(EXERCISE REQUIREMENTS)
Repeat the data word for word. Do not include the pictures.

(SUPPLIED MATERIAL)
:::::
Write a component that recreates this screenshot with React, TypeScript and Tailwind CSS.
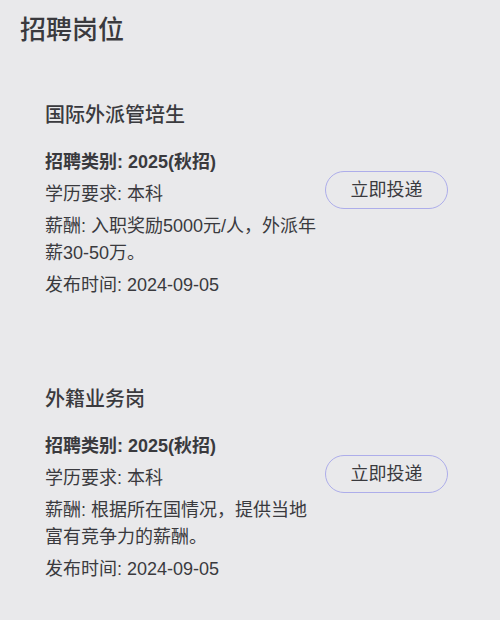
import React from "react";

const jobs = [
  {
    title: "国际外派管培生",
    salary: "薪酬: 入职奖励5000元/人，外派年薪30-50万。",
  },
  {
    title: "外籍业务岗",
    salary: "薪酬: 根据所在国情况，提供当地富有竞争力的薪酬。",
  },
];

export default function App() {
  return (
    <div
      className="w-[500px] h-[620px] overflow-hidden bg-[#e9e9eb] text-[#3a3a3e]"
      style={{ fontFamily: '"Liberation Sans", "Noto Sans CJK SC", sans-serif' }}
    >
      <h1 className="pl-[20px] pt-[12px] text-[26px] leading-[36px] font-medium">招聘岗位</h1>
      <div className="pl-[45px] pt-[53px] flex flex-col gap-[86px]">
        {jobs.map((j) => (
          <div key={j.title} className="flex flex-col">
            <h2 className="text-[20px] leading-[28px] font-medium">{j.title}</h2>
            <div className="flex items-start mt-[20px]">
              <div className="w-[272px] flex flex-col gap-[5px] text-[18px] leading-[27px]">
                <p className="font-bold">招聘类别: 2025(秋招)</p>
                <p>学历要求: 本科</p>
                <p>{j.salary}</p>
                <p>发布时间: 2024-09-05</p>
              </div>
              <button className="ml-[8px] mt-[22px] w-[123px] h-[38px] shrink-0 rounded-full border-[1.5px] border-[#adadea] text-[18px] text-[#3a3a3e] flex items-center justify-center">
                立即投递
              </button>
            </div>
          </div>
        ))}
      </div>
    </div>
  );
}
:::::
(COMPLETED EXERCISE)
Write a component that recreates this screenshot with React, TypeScript and Tailwind CSS.
import React from "react";

const jobs = [
  {
    title: "国际外派管培生",
    salary: "薪酬: 入职奖励5000元/人，外派年薪30-50万。",
  },
  {
    title: "外籍业务岗",
    salary: "薪酬: 根据所在国情况，提供当地富有竞争力的薪酬。",
  },
];

export default function App() {
  return (
    <div
      className="w-[500px] h-[620px] overflow-hidden bg-[#e9e9eb] text-[#3a3a3e]"
      style={{ fontFamily: '"Liberation Sans", "Noto Sans CJK SC", sans-serif' }}
    >
      <h1 className="pl-[20px] pt-[12px] text-[26px] leading-[36px] font-medium">招聘岗位</h1>
      <div className="pl-[45px] pt-[53px] flex flex-col gap-[86px]">
        {jobs.map((j) => (
          <div key={j.title} className="flex flex-col">
            <h2 className="text-[20px] leading-[28px] font-medium">{j.title}</h2>
            <div className="flex items-start mt-[20px]">
              <div className="w-[272px] flex flex-col gap-[5px] text-[18px] leading-[27px]">
                <p className="font-bold">招聘类别: 2025(秋招)</p>
                <p>学历要求: 本科</p>
                <p>{j.salary}</p>
                <p>发布时间: 2024-09-05</p>
              </div>
              <button className="ml-[8px] mt-[22px] w-[123px] h-[38px] shrink-0 rounded-full border-[1.5px] border-[#adadea] text-[18px] text-[#3a3a3e] flex items-center justify-center">
                立即投递
              </button>
            </div>
          </div>
        ))}
      </div>
    </div>
  );
}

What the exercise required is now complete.